The 5-foot-wide replacement bridge built along a hiking trail by eight members of the Friends of Pisgah spans a brook and allows ATVs the ability of crossing to get to a sick or injured person and cart them out of the woods. FOP President Gary Montgomery told the Reformer the trail is strictly for hiking, but the bridge must be able to handle an ATV used in rescue efforts by police departments or the New Hampshire Fish and Game Department. The brook that passes underneath the new bridge feeds into the Kilburn Pond, but Montgomery did not its name.

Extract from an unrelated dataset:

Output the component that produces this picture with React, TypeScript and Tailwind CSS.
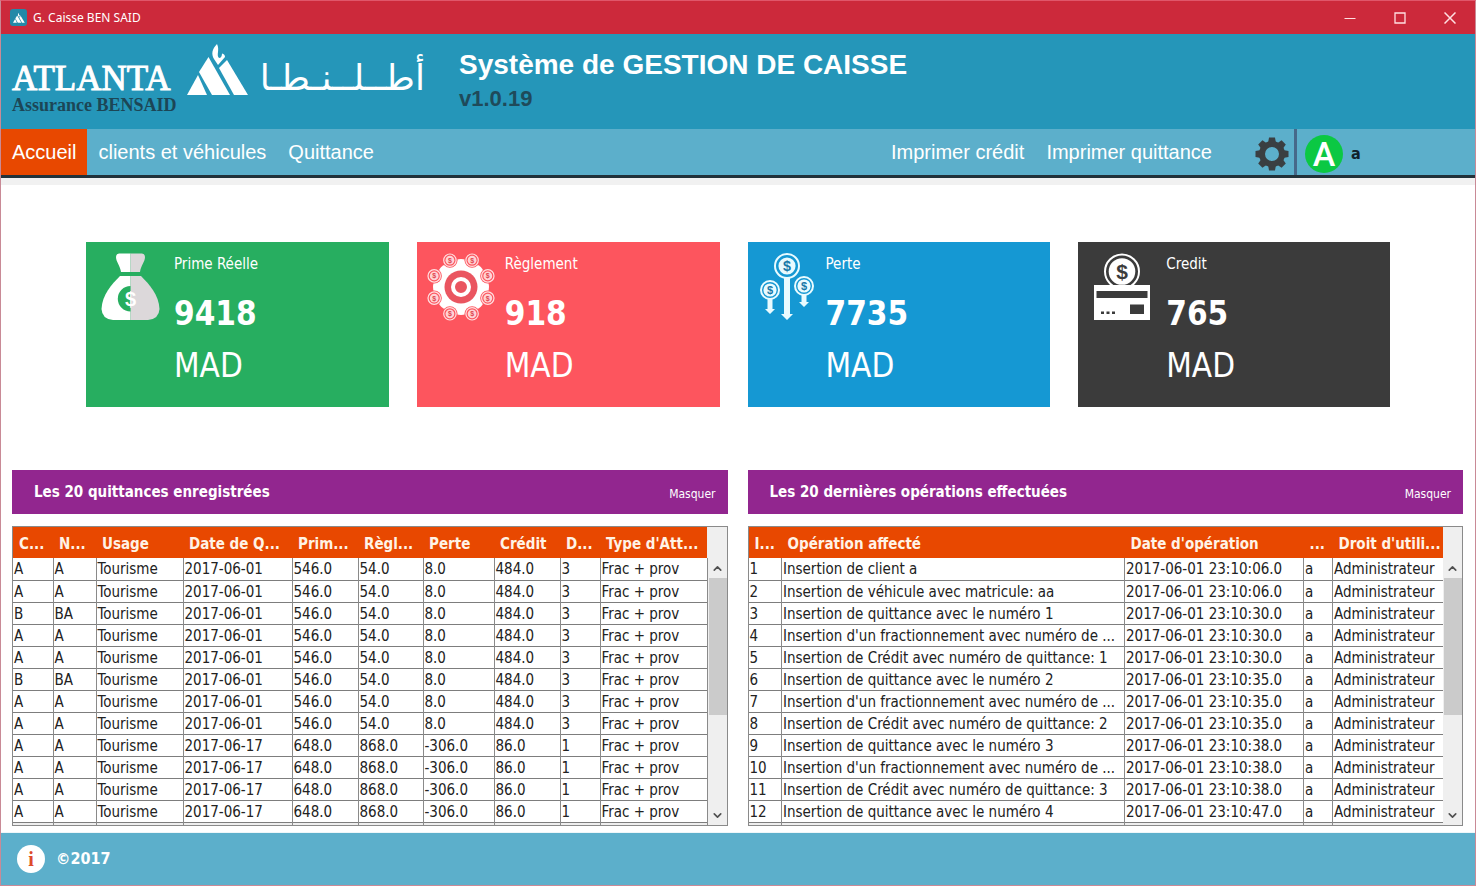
import type { ReactNode } from 'react';
import { ChevronDown, ChevronUp } from 'lucide-react';

const ui = "font-['DejaVu_Sans_Condensed','DejaVu_Sans',sans-serif]";
const helv = "font-['Liberation_Sans',Arial,sans-serif]";

function LogoMark({ className }: { className: string }) {
  return (
    <svg viewBox="0 0 62 52" className={className} fill="currentColor" aria-hidden="true">
      <path d="M0 51 L11 31 L20 51 Z" />
      <path d="M12 28 L21.500 13 L43 51 L25 51 Z" />
      <path d="M32 24 L40 16 L61 51 L47 51 Z" />
      <path d="M30 0 C25 5 24 10 27 15 L31 21 L38 13 C38 11 37 10 35 9.500 C35 12 34 14 32 14 C29 11 33 6 30 0 Z" />
    </svg>
  );
}

function Dollar({ x, y, size, fill }: { x: number; y: number; size: number; fill: string }) {
  return (
    <text x={x} y={y + size * 0.35} fontSize={size} fill={fill} textAnchor="middle" fontWeight="bold" fontFamily="Liberation Sans, sans-serif">
      $
    </text>
  );
}

function MoneyBag() {
  return (
    <svg width="59" height="67" viewBox="0 0 59 67" aria-hidden="true">
      <path d="M18 0.500 H29.500 V19 H20 C19 12 15 9 15 4 Q15 1 18 0.500 Z" fill="#fff" />
      <path d="M41 0.500 H29.500 V19 H39 C40 12 44 9 44 4 Q44 1 41 0.500 Z" fill="#dcd8da" />
      <path d="M19 23 H29.500 V67 H12 Q1 66 0.500 56 C1 42 11 31 19 23 Z" fill="#fff" />
      <path d="M40 23 H29.500 V67 H47 Q58 66 58.500 56 C58 42 48 31 40 23 Z" fill="#dcd8da" />
      <path d="M29.500 33 A12.700 12.700 0 0 0 29.500 58.400 Z" fill="#27ae60" />
      <Dollar x={29.5} y={45.7} size={20} fill="#fff" />
    </svg>
  );
}

function CoinGear() {
  const teeth = [0, 45, 90, 135, 180, 225, 270, 315];
  return (
    <svg width="68" height="68" viewBox="-34 -34 68 68" aria-hidden="true">
      <circle r="24" fill="#fff" />
      {teeth.map((a) => (
        <path key={a} transform={`rotate(${a})`} d="M-8 -20 L-5 -27 Q0 -29 5 -27 L8 -20 Z" fill="#fff" />
      ))}
      {teeth.map((a) => {
        const t = ((a + 22.5) * Math.PI) / 180;
        const x = 29 * Math.cos(t);
        const y = 29 * Math.sin(t);
        return (
          <g key={a}>
            <circle cx={x} cy={y} r="7.600" fill="#fd555e" />
            <circle cx={x} cy={y} r="6.200" fill="none" stroke="#ffdfe0" strokeWidth="1.200" />
            <circle cx={x} cy={y} r="4.400" fill="#ffd3d5" />
            <Dollar x={x} y={y} size={7} fill="#e0454f" />
          </g>
        );
      })}
      <circle r="16.500" fill="#ea5560" />
      <circle r="8" fill="none" stroke="#fff" strokeWidth="4" />
    </svg>
  );
}

function DropCoin({ x, y, r, end, w }: { x: number; y: number; r: number; end: number; w: number }) {
  return (
    <g>
      <path
        d={`M${x - w / 2} ${y + r - 1} H${x + w / 2} V${end - w} H${x + w} L${x} ${end} L${x - w} ${end - w} H${x - w / 2} Z`}
        fill="#e9fbff"
      />
      <circle cx={x} cy={y} r={r - 1} fill="#1598d3" stroke="#e9fbff" strokeWidth="2" />
      <circle cx={x} cy={y} r={r * 0.66} fill="#e9fbff" />
      <Dollar x={x} y={y} size={r * 1.1} fill="#1879a8" />
    </g>
  );
}

function FallingCoins() {
  return (
    <svg width="54" height="67" viewBox="0 0 54 67" aria-hidden="true">
      <DropCoin x={27} y={13} r={13} end={67} w={6} />
      <DropCoin x={10} y={37} r={10} end={61} w={5} />
      <DropCoin x={44} y={33} r={10} end={54} w={5} />
    </svg>
  );
}

function CreditCardCoin() {
  return (
    <svg width="56" height="67" viewBox="0 0 56 67" aria-hidden="true">
      <circle cx="28" cy="18.500" r="17" fill="none" stroke="#fff" strokeWidth="2" />
      <circle cx="28" cy="18.500" r="13.300" fill="#fff" />
      <Dollar x={28} y={18.5} size={21} fill="#3b3b3b" />
      <path d="M0 32 H56 V67 H0 Z" fill="#fff" />
      <path d="M2.500 38 H53.500 V45 H2.500 Z M36 51.500 H50 V61 H36 Z" fill="#3b3b3b" />
      <path d="M7 58.500 h3 v2.500 h-3 Z M12.500 58.500 h3 v2.500 h-3 Z M18 58.500 h3 v2.500 h-3 Z" fill="#3b3b3b" />
    </svg>
  );
}

function Gear() {
  const teeth = [0, 45, 90, 135, 180, 225, 270, 315];
  return (
    <svg width="34" height="34" viewBox="-17 -17 34 34" aria-hidden="true">
      <circle r="10" fill="none" stroke="#3a3f42" strokeWidth="6" />
      {teeth.map((a) => (
        <path key={a} transform={`rotate(${a})`} d="M-4 -11 L-3 -16.500 H3 L4 -11 Z" fill="#3a3f42" />
      ))}
    </svg>
  );
}

type StatProps = { label: string; value: string; color: string; iconBox: string; icon: ReactNode };

function Stat({ label, value, color, iconBox, icon }: StatProps) {
  return (
    <section className={`flex h-[165px] gap-[10px] pl-[10px] pt-[11px] text-white ${color}`}>
      <div className={`flex shrink-0 items-start justify-center ${iconBox}`}>{icon}</div>
      <div>
        <h2 className="pt-px text-[15px] leading-5">{label}</h2>
        <p className="mt-4 text-[33px] font-bold leading-[48px]">{value}</p>
        <p className="text-[33px] leading-[56px]">MAD</p>
      </div>
    </section>
  );
}

type Column = { name: string; width: string };

function Panel({ title, columns, rows }: { title: string; columns: Column[]; rows: string[][] }) {
  return (
    <section className="min-w-0">
      <div className="flex h-11 items-center justify-between bg-[#92268f] pl-[22px] pr-3 text-white">
        <h2 className="pt-px text-[15px] font-bold">{title}</h2>
        <button type="button" className="pt-1 text-[12px]">Masquer</button>
      </div>
      <div className="mt-3 flex h-[300px] overflow-hidden border border-[#8a8a8a]">
        <div className="min-w-0 flex-1 overflow-hidden bg-[#eeeeee]">
          <table className="w-full table-fixed border-collapse">
            <colgroup>
              {columns.map((c, i) => (
                <col key={i} className={c.width} />
              ))}
            </colgroup>
            <thead>
              <tr className="h-[31px] bg-[#e84800]">
                {columns.map((c, i) => (
                  <th key={i} className="overflow-hidden whitespace-nowrap p-0 pl-[6px] pt-[2px] text-left text-[15px] font-bold leading-5 text-[#fff3e6]">
                    {c.name}
                  </th>
                ))}
              </tr>
            </thead>
            <tbody>
              {rows.map((r, i) => (
                <tr key={i} className="h-[22px] border-b border-[#7d7d7d] bg-white">
                  {r.map((v, j) => (
                    <td key={j} className="overflow-hidden whitespace-nowrap border-r border-[#8a8a8a] p-0 pl-px pt-px text-[15px] leading-5 text-[#222]">
                      {v}
                    </td>
                  ))}
                </tr>
              ))}
              <tr className="h-[22px]" aria-hidden="true">
                {columns.map((_, j) => (
                  <td key={j} className="border-r border-[#8a8a8a] p-0" />
                ))}
              </tr>
            </tbody>
          </table>
        </div>
        <div className="flex w-[19px] shrink-0 flex-col bg-[#efefef] pt-[31px]">
          <button type="button" aria-label="Monter" className="flex h-5 items-center justify-center text-[#505050]">
            <ChevronUp size={13} strokeWidth={3} />
          </button>
          <div className="ml-px h-[137px] bg-[#cbcbcb]" />
          <button type="button" aria-label="Descendre" className="mt-auto flex h-5 items-center justify-center text-[#505050]">
            <ChevronDown size={13} strokeWidth={3} />
          </button>
        </div>
      </div>
    </section>
  );
}

const receiptColumns: Column[] = [
  { name: 'C...', width: 'w-[40px]' },
  { name: 'N...', width: 'w-[43px]' },
  { name: 'Usage', width: 'w-[87px]' },
  { name: 'Date de Q...', width: 'w-[109px]' },
  { name: 'Prim...', width: 'w-[66px]' },
  { name: 'Règl...', width: 'w-[65px]' },
  { name: 'Perte', width: 'w-[71px]' },
  { name: 'Crédit', width: 'w-[66px]' },
  { name: 'D...', width: 'w-[40px]' },
  { name: "Type d'Att...", width: 'w-[107px]' },
];

const receipts: string[][] = [
  ...['A', 'A', 'B', 'A', 'A', 'B', 'A', 'A'].map((c) => [
    c, c === 'B' ? 'BA' : 'A', 'Tourisme', '2017-06-01', '546.0', '54.0', '8.0', '484.0', '3', 'Frac + prov',
  ]),
  ...['A', 'A', 'A', 'A'].map((c) => [
    c, 'A', 'Tourisme', '2017-06-17', '648.0', '868.0', '-306.0', '86.0', '1', 'Frac + prov',
  ]),
];

const operationColumns: Column[] = [
  { name: 'I...', width: 'w-[33px]' },
  { name: 'Opération affecté', width: 'w-[343px]' },
  { name: "Date d'opération", width: 'w-[179px]' },
  { name: '...', width: 'w-[29px]' },
  { name: "Droit d'utili...", width: 'w-[111px]' },
];

const operations: string[][] = [
  ['Insertion de client a', '06'],
  ['Insertion de véhicule avec matricule: aa', '06'],
  ['Insertion de quittance avec le numéro 1', '30'],
  ["Insertion d'un fractionnement avec numéro de ...", '30'],
  ['Insertion de Crédit avec numéro de quittance: 1', '30'],
  ['Insertion de quittance avec le numéro 2', '35'],
  ["Insertion d'un fractionnement avec numéro de ...", '35'],
  ['Insertion de Crédit avec numéro de quittance: 2', '35'],
  ['Insertion de quittance avec le numéro 3', '38'],
  ["Insertion d'un fractionnement avec numéro de ...", '38'],
  ['Insertion de Crédit avec numéro de quittance: 3', '38'],
  ['Insertion de quittance avec le numéro 4', '47'],
].map(([text, s], i) => [String(i + 1), text, `2017-06-01 23:10:${s}.0`, 'a', 'Administrateur']);

export default function App() {
  return (
    <div className={`flex min-h-screen flex-col border border-[#c98a96] border-t-[#e0566a] bg-white ${ui}`}>
      <div className="flex h-[33px] items-center bg-[#cc293b] pl-[9px] text-white">
        <span className="flex size-[17px] items-center justify-center rounded-[3px] bg-[#2389a8]">
          <LogoMark className="h-[10px] w-3" />
        </span>
        <span className="ml-[6px] font-['Noto_Sans',sans-serif] text-[12px] leading-4">G. Caisse BEN SAID</span>
        <div className="ml-auto flex text-[#ffdfe2]">
          <button type="button" aria-label="Réduire" className="flex h-8 w-[50px] items-center justify-center">
            <svg width="12" height="12" viewBox="0 0 12 12" stroke="currentColor"><path d="M0.500 6.500 H11.500" /></svg>
          </button>
          <button type="button" aria-label="Agrandir" className="flex h-8 w-[50px] items-center justify-center">
            <svg width="12" height="12" viewBox="0 0 12 12" fill="none" stroke="currentColor" strokeWidth="1.300"><path d="M1 1 H11 V11 H1 Z" /></svg>
          </button>
          <button type="button" aria-label="Fermer" className="flex h-8 w-[50px] items-center justify-center">
            <svg width="12" height="12" viewBox="0 0 12 12" stroke="currentColor" strokeWidth="1.500"><path d="M0.500 0.500 L11.500 11.500 M11.500 0.500 L0.500 11.500" /></svg>
          </button>
        </div>
      </div>

      <header className="flex h-[95px] items-start bg-[#2596b9] pl-[11px] text-white">
        <div className="w-[175px] pt-[28px] font-['Liberation_Serif',serif]">
          <div className="text-[35px] leading-[34px] [-webkit-text-stroke:1px_#fff]">ATLANTA</div>
          <div className="whitespace-nowrap text-[18px] font-bold leading-[18px] text-[#1c4656]">Assurance BENSAID</div>
        </div>
        <LogoMark className="mt-[10px] h-[52px] w-[62px]" />
        <div dir="rtl" lang="ar" className="ml-3 w-[164px] whitespace-nowrap pt-[18px] font-['DejaVu_Sans',sans-serif] text-[36px] leading-[52px]">
          أطــلــنـطـا
        </div>
        <div className={`ml-[34px] pt-[14px] ${helv}`}>
          <h1 className="text-[28px] font-bold leading-[34px]">Système de GESTION DE CAISSE</h1>
          <p className="text-[22px] font-bold leading-[34px] text-[#1f4a5a]">v1.0.19</p>
        </div>
      </header>

      <nav className={`flex h-[49px] items-stretch border-b-[3px] border-[#22323a] bg-[#5cafcb] text-[20px] text-white ${helv}`}>
        <a href="#accueil" className="flex items-center bg-[#e84800] px-[11px]">Accueil</a>
        <a href="#clients" className="flex items-center px-[11px]">clients et véhicules</a>
        <a href="#quittance" className="flex items-center px-[11px]">Quittance</a>
        <a href="#imprimer-credit" className="ml-auto flex items-center px-[11px]">Imprimer crédit</a>
        <a href="#imprimer-quittance" className="flex items-center px-[11px]">Imprimer quittance</a>
        <button type="button" aria-label="Paramètres" className="ml-8 flex items-center pr-[5px] pt-1">
          <Gear />
        </button>
        <div className="flex w-[181px] items-center border-l-[3px] border-[#46698a] pl-2 pt-1">
          <span className="flex size-[38px] items-center justify-center rounded-full bg-[#0bc843] font-['Roboto',sans-serif] text-[34px] font-medium leading-none">A</span>
          <span className={`ml-2 text-[16px] font-bold text-[#10222b] ${ui}`}>a</span>
        </div>
      </nav>

      <main className="flex-1 border-t-[7px] border-[#f1f1f1] pb-[6px]">
        <div className="grid grid-cols-[303fr_303fr_303fr_312fr] gap-7 px-[85px] pt-[57px]">
          <Stat label="Prime Réelle" value="9418" color="bg-[#27ae60]" iconBox="w-[68px]" icon={<MoneyBag />} />
          <Stat label="Règlement" value="918" color="bg-[#fd555e]" iconBox="w-[68px]" icon={<CoinGear />} />
          <Stat label="Perte" value="7735" color="bg-[#1598d3]" iconBox="w-[58px]" icon={<FallingCoins />} />
          <Stat label="Credit" value="765" color="bg-[#3b3b3b]" iconBox="w-[68px]" icon={<CreditCardCoin />} />
        </div>
        <div className="mt-[63px] grid grid-cols-2 gap-5 pl-[11px] pr-3">
          <Panel title="Les 20 quittances enregistrées" columns={receiptColumns} rows={receipts} />
          <Panel title="Les 20 dernières opérations effectuées" columns={operationColumns} rows={operations} />
        </div>
      </main>

      <footer className="flex h-[53px] items-center border-t border-[#eef6f9] bg-[#5cafcb] pl-4 text-white">
        <span className="flex size-7 items-center justify-center rounded-full bg-white font-['Liberation_Serif',serif] text-[20px] font-bold leading-none text-[#dd4b2a]">i</span>
        <span className="ml-[11px] text-[16px] font-bold">©2017</span>
      </footer>
    </div>
  );
}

Montgomery said the only work that remains to be done on the bridge are handrails and 4-foot ramps on either side of it. He said he hopes to complete the project this weekend with FOP Vice President Matt Edson, though there is another bridge along the South Woods Trail that also must be tended to. Montgomery said the other bridge was crafted about a month ago but still requires a ramp. This bridge is not ATV-accessible and is meant only to connect two pieces of the hiking trail. He told the Reformer the Friends of Pisgah have built numerous bridge in the park over the years, though he did not know the exact number.
"This summer alone, we have built two, and there are several other ones that need to be built," he said Tuesday. "Most of the bridges in the park are really in disrepair. They just haven't had the attention that need over the years."
Montgomery said the newest bridge should last at least 20 years. He said the Friends of Pisgah are trying to take stock of all the trails and see what work needs to be done. With more than 13,300 acres, Pisgah is the largest state park in New Hampshire.
John Herrick, a Friend of Pisgah in charge of trails, said the work on the newest bridge was originally slated for Aug. 9 but was rescheduled for Aug. 16 because the two horizontal logs -- called stringers -- used to support the bridge's deck had been cut, but were not yet in position. Herrick told the Reformer the stringers are 34 feet long. He mentioned the previous bridge in that spot was about 15 years old.
Montgomery said the FOP held a 5-kilometer and a 10-kilometer walking/running race in the spring to raise money needed for certain projects within Pisgah. He said the newest bridge is one of those projects.
He also said it is important to remember there are maps of Pisgah that illustrate which trails are designated for which activities. He said there are separate trails for hikers, ATVs, snowmobiles, horseback riders and mountain bikers. People also use Pisgah for hunting, fishing and bird-watching.